Obviously this historical shift in the nature of industrial action in twenty first century Britain took place since the successful strike action on 30 June, which I recall the General Secretaries of both UNISON and UNITE lauding when it happened.
Alternatively, no such shift has taken place, and all-out action has its place in a sustained campaign of mass action quite as much as targeted selective action. The long ago lesson of Newham NALGO in the early 90s is that an employer facing selective action can always try to "up the ante" and the union needs to know that the whole membership can be mobilised in support of the selective campaign.
UNISON discovered the limits of selective action in the 2002 National Pay dispute and in the London Weighting dispute but these lessons are never even alluded to in public when pronouncements are made about our tactics.
Even if the pensions dispute is successfully broken up into its sectoral components (a recipe for less satisfactory outcomes in each and every sector) an exclusive reliance upon targeted selective action is not nearly as "smart" as its proponents, and their theoretical journal, like to think.
The least smart thing we are doing though is precisely the deliberate fracturing of our own unity by a focus on doing things "sector by sector". This doesn't just offend against the principle of solidarity by running the risk of a short-sighted "I'm all right Jack (or possibly Mark and Christine)" mentality, it also misses the point of the nature of this confrontation with the Government.
The law restricts the limited legal protection of our trade unions to action taken in contemplation or furtherance of a trade dispute, so we have action around a trade dispute about our pensions.
However, this action takes place in the context of a war being waged upon our welfare state, a deliberate ideological offensive to roll back generations of social gains won by working people.
This political attack from the Government requires a political response from our side - and unified public-sector wide strike action would be a key part of such a response.
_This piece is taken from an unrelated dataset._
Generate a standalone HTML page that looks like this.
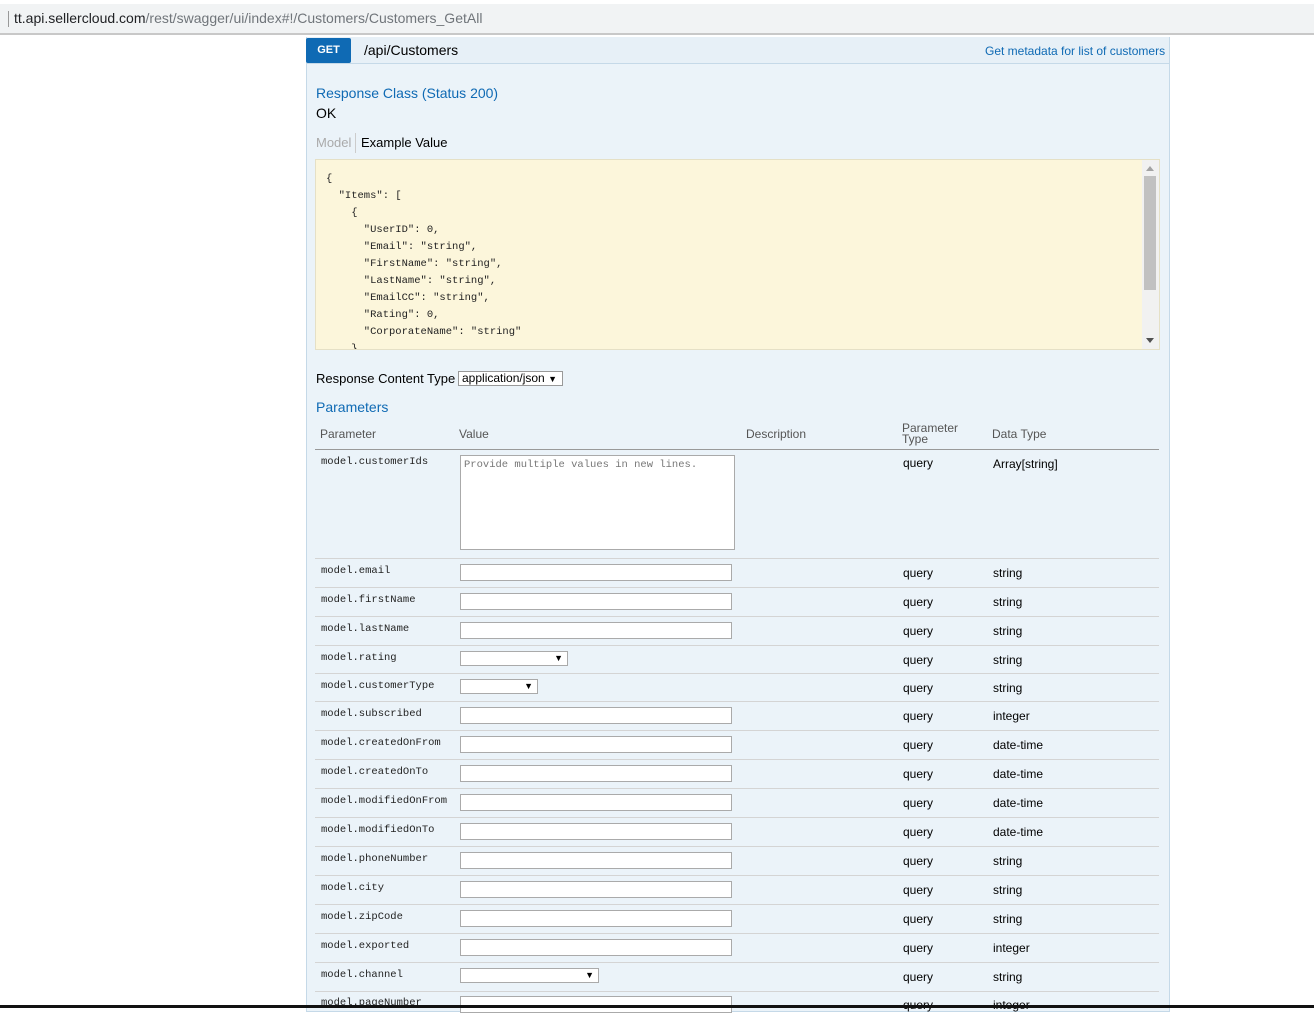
<!DOCTYPE html>
<html><head><meta charset="utf-8"><style>
*{margin:0;padding:0;box-sizing:border-box}
body{width:1314px;height:1008px;overflow:hidden;background:#fff;font-family:"Liberation Sans",Arial,sans-serif;position:relative}
.a{position:absolute;white-space:nowrap}
.bar{left:0;top:4px;width:1314px;height:31px;background:#f1f3f4;border-bottom:2px solid #c8c8c8}
.panel{left:306px;top:37px;width:864px;height:975px;background:#ebf3f9;border:1px solid #c5d9e8;border-top:none}
.mono{font-family:"Liberation Mono",monospace;font-size:10.5px;color:#222}
.lbl{font-size:12px;color:#000}
.inp{position:absolute;left:460px;height:17px;width:272px;background:#fff;border:1px solid #aaa}
.sel{position:absolute;left:460px;height:15px;background:#fff;border:1px solid #aaa;font-size:9px;text-align:right;padding-right:4px;line-height:13px}
.sep{position:absolute;left:315px;width:844px;height:1px;background:#d4d4d4}
</style></head><body>
<div class="a bar"></div>
<div class="a" style="left:8px;top:11px;width:1px;height:16px;background:#999"></div>
<div class="a" style="left:14px;top:10px;font-size:14px;color:#202124">tt.api.sellercloud.com<span style="color:#70757a">/rest/swagger/ui/index#!/Customers/Customers_GetAll</span></div>
<div class="a panel"></div>
<div class="a" style="left:307px;top:37px;width:862px;height:27px;background:#e7f0f7;border-bottom:1px solid #c5d9e8"></div>
<div class="a" style="left:306px;top:38px;width:45px;height:25px;background:#0f6ab4;border-radius:2px;color:#fff;font-size:11px;font-weight:bold;text-align:center;line-height:25px">GET</div>
<div class="a" style="left:364px;top:42px;font-size:14px;color:#000">/api/Customers</div>
<div class="a" style="left:985px;top:44px;font-size:12px;color:#0f6ab4">Get metadata for list of customers</div>
<div class="a" style="left:316px;top:85px;font-size:14px;color:#0f6ab4">Response Class (Status 200)</div>
<div class="a" style="left:316px;top:105px;font-size:14px;color:#000">OK</div>
<div class="a" style="left:316px;top:135px;font-size:13px;color:#aaa">Model</div>
<div class="a" style="left:355px;top:133px;width:1px;height:20px;background:#ccc"></div>
<div class="a" style="left:361px;top:135px;font-size:13px;color:#000">Example Value</div>
<div class="a" style="left:315px;top:159px;width:845px;height:191px;background:#fcf6db;border:1px solid #e5e0c6;overflow:hidden">
<pre class="mono" style="position:absolute;left:10px;top:11px;line-height:17px;font-family:'Liberation Mono',monospace">{
  "Items": [
    {
      "UserID": 0,
      "Email": "string",
      "FirstName": "string",
      "LastName": "string",
      "EmailCC": "string",
      "Rating": 0,
      "CorporateName": "string"
    }</pre>
<div style="position:absolute;right:0;top:0;width:17px;height:190px;background:#f1f1f1"></div>
<div style="position:absolute;right:3px;top:16px;width:12px;height:114px;background:#c1c1c1"></div>
<div style="position:absolute;right:5px;top:6px;width:0;height:0;border-left:4px solid transparent;border-right:4px solid transparent;border-bottom:5px solid #a3a3a3"></div>
<div style="position:absolute;right:5px;bottom:6px;width:0;height:0;border-left:4px solid transparent;border-right:4px solid transparent;border-top:5px solid #505050"></div>
</div>
<div class="a" style="left:316px;top:371px;font-size:13px;color:#000">Response Content Type</div>
<div class="a" style="left:458px;top:371px;width:105px;height:15px;background:#fff;border:1px solid #999;font-size:12px;line-height:13px;padding-left:3px">application/json <span style="font-size:9px">▼</span></div>
<div class="a" style="left:316px;top:399px;font-size:14px;color:#0f6ab4">Parameters</div>
<div class="a" style="left:320px;top:427px;font-size:12px;color:#555">Parameter</div>
<div class="a" style="left:459px;top:427px;font-size:12px;color:#555">Value</div>
<div class="a" style="left:746px;top:427px;font-size:12px;color:#555">Description</div>
<div class="a" style="left:902px;top:423px;font-size:12px;color:#555;line-height:11px">Parameter<br>Type</div>
<div class="a" style="left:992px;top:427px;font-size:12px;color:#555">Data Type</div>
<div class="sep" style="top:449px;background:#999"></div>
<div class="a mono" style="left:321px;top:456px">model.customerIds</div>
<div class="a" style="left:460px;top:455px;width:275px;height:95px;background:#fff;border:1px solid #aaa"><span class="mono" style="position:absolute;left:3px;top:3px;color:#777">Provide multiple values in new lines.</span></div>
<div class="a lbl" style="left:903px;top:456px">query</div>
<div class="a lbl" style="left:993px;top:457px">Array[string]</div>
<div class="sep" style="top:558px"></div>

<div class="a mono" style="left:321px;top:565px">model.email</div><div class="inp" style="top:564px"></div><div class="a lbl" style="left:903px;top:566px">query</div><div class="a lbl" style="left:993px;top:566px">string</div><div class="sep" style="top:587px"></div>
<div class="a mono" style="left:321px;top:594px">model.firstName</div><div class="inp" style="top:593px"></div><div class="a lbl" style="left:903px;top:595px">query</div><div class="a lbl" style="left:993px;top:595px">string</div><div class="sep" style="top:616px"></div>
<div class="a mono" style="left:321px;top:623px">model.lastName</div><div class="inp" style="top:622px"></div><div class="a lbl" style="left:903px;top:624px">query</div><div class="a lbl" style="left:993px;top:624px">string</div><div class="sep" style="top:645px"></div>
<div class="a mono" style="left:321px;top:652px">model.rating</div><div class="sel" style="top:651px;width:108px">▼</div><div class="a lbl" style="left:903px;top:653px">query</div><div class="a lbl" style="left:993px;top:653px">string</div><div class="sep" style="top:673px"></div>
<div class="a mono" style="left:321px;top:680px">model.customerType</div><div class="sel" style="top:679px;width:78px">▼</div><div class="a lbl" style="left:903px;top:681px">query</div><div class="a lbl" style="left:993px;top:681px">string</div><div class="sep" style="top:701px"></div>
<div class="a mono" style="left:321px;top:708px">model.subscribed</div><div class="inp" style="top:707px"></div><div class="a lbl" style="left:903px;top:709px">query</div><div class="a lbl" style="left:993px;top:709px">integer</div><div class="sep" style="top:730px"></div>
<div class="a mono" style="left:321px;top:737px">model.createdOnFrom</div><div class="inp" style="top:736px"></div><div class="a lbl" style="left:903px;top:738px">query</div><div class="a lbl" style="left:993px;top:738px">date-time</div><div class="sep" style="top:759px"></div>
<div class="a mono" style="left:321px;top:766px">model.createdOnTo</div><div class="inp" style="top:765px"></div><div class="a lbl" style="left:903px;top:767px">query</div><div class="a lbl" style="left:993px;top:767px">date-time</div><div class="sep" style="top:788px"></div>
<div class="a mono" style="left:321px;top:795px">model.modifiedOnFrom</div><div class="inp" style="top:794px"></div><div class="a lbl" style="left:903px;top:796px">query</div><div class="a lbl" style="left:993px;top:796px">date-time</div><div class="sep" style="top:817px"></div>
<div class="a mono" style="left:321px;top:824px">model.modifiedOnTo</div><div class="inp" style="top:823px"></div><div class="a lbl" style="left:903px;top:825px">query</div><div class="a lbl" style="left:993px;top:825px">date-time</div><div class="sep" style="top:846px"></div>
<div class="a mono" style="left:321px;top:853px">model.phoneNumber</div><div class="inp" style="top:852px"></div><div class="a lbl" style="left:903px;top:854px">query</div><div class="a lbl" style="left:993px;top:854px">string</div><div class="sep" style="top:875px"></div>
<div class="a mono" style="left:321px;top:882px">model.city</div><div class="inp" style="top:881px"></div><div class="a lbl" style="left:903px;top:883px">query</div><div class="a lbl" style="left:993px;top:883px">string</div><div class="sep" style="top:904px"></div>
<div class="a mono" style="left:321px;top:911px">model.zipCode</div><div class="inp" style="top:910px"></div><div class="a lbl" style="left:903px;top:912px">query</div><div class="a lbl" style="left:993px;top:912px">string</div><div class="sep" style="top:933px"></div>
<div class="a mono" style="left:321px;top:940px">model.exported</div><div class="inp" style="top:939px"></div><div class="a lbl" style="left:903px;top:941px">query</div><div class="a lbl" style="left:993px;top:941px">integer</div><div class="sep" style="top:962px"></div>
<div class="a mono" style="left:321px;top:969px">model.channel</div><div class="sel" style="top:968px;width:139px">▼</div><div class="a lbl" style="left:903px;top:970px">query</div><div class="a lbl" style="left:993px;top:970px">string</div><div class="sep" style="top:991px"></div>
<div class="a mono" style="left:321px;top:997px">model.pageNumber</div><div class="inp" style="top:996px"></div><div class="a lbl" style="left:903px;top:998px">query</div><div class="a lbl" style="left:993px;top:998px">integer</div>
<div class="a" style="left:0;top:1005px;width:1314px;height:3px;background:#111"></div>
</body></html>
The reason why Ed Miliband, and those union leaders fundamentally on his wavelength, oppose such action is that it trespasses over the line between the "political" and "industrial" wings of our movement which is a central tenet of Labourism, the peculiar British form of social democracy which evolved in the last century.
As John Foster explained this in yesterday's Morning Star "one of the key objectives of the capitalist state in the 1920s was to get the Parliamentary Labour Party to agree that any sort of external trade union pressure on Parliament was "unconstitutional" - while that by banks and big business was totally normal and acceptable." Regrettably this objective was achieved to such an extent that, in my trade union, a motion put forward to our Conference calling for politically motivated industrial action against an unjust law would be ruled out of order (because all the main parties have endorsed legislation which removes all protection from trade unions taking such action).
Therefore, although our movement faces a wholesale political assault from the Government, our responses, hidebound by decades of tradition, will be to treat one particular element of this assault as if it were a discrete industrial dispute, or worse still a series of separate industrial disputes.
Unity is strength you see comrades, but it just isn't thought to be "smart" these days, at least, not up there at the summit.